Return every line below in which "styles" appears.

=== Data extract ===

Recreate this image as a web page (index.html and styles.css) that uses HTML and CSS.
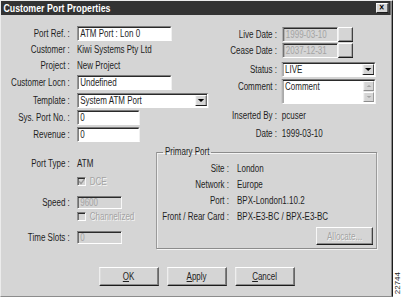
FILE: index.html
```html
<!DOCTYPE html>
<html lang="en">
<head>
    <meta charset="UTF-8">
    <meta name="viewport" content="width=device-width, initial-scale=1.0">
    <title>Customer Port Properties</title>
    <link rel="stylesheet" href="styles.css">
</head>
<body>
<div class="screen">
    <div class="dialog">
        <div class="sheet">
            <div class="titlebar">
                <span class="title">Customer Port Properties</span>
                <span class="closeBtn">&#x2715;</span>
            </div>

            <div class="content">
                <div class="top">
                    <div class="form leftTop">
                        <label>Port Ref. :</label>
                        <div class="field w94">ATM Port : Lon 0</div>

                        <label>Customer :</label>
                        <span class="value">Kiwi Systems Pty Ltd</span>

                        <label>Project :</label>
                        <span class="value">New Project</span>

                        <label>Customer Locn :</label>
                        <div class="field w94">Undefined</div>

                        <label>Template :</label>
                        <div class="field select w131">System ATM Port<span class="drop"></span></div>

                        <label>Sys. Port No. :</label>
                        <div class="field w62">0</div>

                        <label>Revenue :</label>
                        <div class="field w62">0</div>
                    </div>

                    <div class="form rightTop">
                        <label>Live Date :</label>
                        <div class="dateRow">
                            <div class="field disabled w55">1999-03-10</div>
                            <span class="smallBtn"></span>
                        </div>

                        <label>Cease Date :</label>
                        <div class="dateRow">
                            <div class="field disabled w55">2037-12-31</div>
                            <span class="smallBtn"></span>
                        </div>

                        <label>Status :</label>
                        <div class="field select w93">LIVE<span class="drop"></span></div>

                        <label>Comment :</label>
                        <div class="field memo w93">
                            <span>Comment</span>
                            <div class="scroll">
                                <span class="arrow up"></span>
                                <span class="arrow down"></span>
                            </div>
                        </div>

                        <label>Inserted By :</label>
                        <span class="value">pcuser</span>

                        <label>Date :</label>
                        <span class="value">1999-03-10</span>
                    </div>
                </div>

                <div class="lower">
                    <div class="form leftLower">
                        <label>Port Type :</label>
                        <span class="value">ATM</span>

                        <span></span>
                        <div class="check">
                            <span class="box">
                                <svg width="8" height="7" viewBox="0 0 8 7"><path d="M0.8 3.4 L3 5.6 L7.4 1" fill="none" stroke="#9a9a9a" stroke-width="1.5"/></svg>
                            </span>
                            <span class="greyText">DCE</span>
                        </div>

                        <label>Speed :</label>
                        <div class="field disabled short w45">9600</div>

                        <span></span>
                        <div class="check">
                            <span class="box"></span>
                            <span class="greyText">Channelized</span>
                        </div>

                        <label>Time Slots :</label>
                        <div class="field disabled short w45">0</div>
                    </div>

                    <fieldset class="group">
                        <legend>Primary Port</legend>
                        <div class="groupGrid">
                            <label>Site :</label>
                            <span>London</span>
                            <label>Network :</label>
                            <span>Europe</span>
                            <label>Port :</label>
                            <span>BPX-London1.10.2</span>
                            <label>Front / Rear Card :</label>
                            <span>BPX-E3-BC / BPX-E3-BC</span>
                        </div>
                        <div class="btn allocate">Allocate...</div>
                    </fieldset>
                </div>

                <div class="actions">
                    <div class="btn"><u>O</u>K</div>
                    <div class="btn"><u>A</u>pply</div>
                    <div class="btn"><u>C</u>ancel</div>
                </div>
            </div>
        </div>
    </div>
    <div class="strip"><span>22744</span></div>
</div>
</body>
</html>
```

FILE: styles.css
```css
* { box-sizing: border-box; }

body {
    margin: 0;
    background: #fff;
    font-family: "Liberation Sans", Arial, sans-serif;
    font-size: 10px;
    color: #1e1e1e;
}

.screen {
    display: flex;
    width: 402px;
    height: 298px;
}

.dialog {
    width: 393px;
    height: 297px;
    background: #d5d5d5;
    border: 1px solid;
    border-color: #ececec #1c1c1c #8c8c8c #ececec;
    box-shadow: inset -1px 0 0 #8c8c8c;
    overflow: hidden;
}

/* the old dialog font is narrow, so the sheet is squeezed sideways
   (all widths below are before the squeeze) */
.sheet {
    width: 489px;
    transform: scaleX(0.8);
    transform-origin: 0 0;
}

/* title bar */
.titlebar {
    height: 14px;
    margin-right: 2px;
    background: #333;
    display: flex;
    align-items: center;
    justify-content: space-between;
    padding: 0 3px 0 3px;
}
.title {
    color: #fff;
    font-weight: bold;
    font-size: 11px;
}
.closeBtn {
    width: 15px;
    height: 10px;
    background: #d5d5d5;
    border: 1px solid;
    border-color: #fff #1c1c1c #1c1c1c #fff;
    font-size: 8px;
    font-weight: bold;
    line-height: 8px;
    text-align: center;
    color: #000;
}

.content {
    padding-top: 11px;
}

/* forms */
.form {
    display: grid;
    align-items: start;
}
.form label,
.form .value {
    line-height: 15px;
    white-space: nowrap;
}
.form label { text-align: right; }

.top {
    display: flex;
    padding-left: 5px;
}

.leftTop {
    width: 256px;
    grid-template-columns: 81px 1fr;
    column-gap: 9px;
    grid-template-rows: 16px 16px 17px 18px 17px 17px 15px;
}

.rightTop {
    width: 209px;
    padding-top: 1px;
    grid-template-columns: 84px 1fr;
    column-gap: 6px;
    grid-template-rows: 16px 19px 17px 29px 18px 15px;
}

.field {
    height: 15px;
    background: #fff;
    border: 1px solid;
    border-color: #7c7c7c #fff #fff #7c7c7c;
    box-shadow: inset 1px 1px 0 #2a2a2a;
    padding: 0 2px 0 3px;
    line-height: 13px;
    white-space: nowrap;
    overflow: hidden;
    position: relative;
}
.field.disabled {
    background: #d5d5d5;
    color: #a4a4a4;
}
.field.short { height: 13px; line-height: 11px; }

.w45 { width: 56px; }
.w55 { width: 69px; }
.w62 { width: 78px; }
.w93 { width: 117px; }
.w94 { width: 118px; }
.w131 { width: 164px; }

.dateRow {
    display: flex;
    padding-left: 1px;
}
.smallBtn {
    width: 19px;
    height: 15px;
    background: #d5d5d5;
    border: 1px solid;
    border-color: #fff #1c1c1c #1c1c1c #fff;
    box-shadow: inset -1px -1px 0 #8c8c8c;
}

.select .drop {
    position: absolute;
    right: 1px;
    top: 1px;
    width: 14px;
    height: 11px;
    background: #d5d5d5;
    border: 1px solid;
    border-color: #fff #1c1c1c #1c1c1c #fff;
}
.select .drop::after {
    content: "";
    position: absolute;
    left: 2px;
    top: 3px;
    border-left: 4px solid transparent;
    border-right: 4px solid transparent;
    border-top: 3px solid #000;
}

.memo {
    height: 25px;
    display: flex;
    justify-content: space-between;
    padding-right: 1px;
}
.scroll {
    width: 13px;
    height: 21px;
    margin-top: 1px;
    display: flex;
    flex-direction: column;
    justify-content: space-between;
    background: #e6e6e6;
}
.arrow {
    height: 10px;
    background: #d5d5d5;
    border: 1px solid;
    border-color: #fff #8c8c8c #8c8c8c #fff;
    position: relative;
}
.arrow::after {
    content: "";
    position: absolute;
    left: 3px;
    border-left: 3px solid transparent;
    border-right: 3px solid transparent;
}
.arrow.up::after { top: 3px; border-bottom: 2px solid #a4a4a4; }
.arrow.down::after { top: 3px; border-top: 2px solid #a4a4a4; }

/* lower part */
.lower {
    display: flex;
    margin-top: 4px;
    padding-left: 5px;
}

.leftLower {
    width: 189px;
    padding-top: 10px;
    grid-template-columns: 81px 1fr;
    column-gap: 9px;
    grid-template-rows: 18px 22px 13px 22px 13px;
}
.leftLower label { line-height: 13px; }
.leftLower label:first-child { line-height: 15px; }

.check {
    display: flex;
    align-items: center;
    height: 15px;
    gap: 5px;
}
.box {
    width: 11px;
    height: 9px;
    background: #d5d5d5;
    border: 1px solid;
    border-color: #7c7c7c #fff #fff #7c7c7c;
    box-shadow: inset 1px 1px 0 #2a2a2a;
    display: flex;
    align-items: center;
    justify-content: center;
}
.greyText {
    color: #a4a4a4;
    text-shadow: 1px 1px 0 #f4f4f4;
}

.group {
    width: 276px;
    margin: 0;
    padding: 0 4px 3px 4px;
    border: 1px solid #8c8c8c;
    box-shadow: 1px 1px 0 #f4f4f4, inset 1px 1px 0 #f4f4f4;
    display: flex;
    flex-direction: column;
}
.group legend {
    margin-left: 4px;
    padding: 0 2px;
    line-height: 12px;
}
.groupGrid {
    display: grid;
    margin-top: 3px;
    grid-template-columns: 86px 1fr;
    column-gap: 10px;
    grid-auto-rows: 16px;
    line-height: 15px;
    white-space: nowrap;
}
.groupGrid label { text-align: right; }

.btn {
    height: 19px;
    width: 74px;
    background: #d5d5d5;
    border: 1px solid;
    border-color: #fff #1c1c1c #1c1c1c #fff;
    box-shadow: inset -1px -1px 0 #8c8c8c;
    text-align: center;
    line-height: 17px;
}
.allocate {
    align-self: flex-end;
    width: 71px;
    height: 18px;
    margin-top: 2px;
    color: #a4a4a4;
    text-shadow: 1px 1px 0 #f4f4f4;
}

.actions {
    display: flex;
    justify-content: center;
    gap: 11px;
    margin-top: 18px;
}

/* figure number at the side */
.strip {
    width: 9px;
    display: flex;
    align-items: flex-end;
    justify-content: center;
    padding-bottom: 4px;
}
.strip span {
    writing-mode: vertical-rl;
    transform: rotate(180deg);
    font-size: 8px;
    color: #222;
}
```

===

• **Finished exercise**
Recreate this image as a web page (index.html and styles.css) that uses HTML and CSS.
    <link rel="stylesheet" href="styles.css">
FILE: styles.css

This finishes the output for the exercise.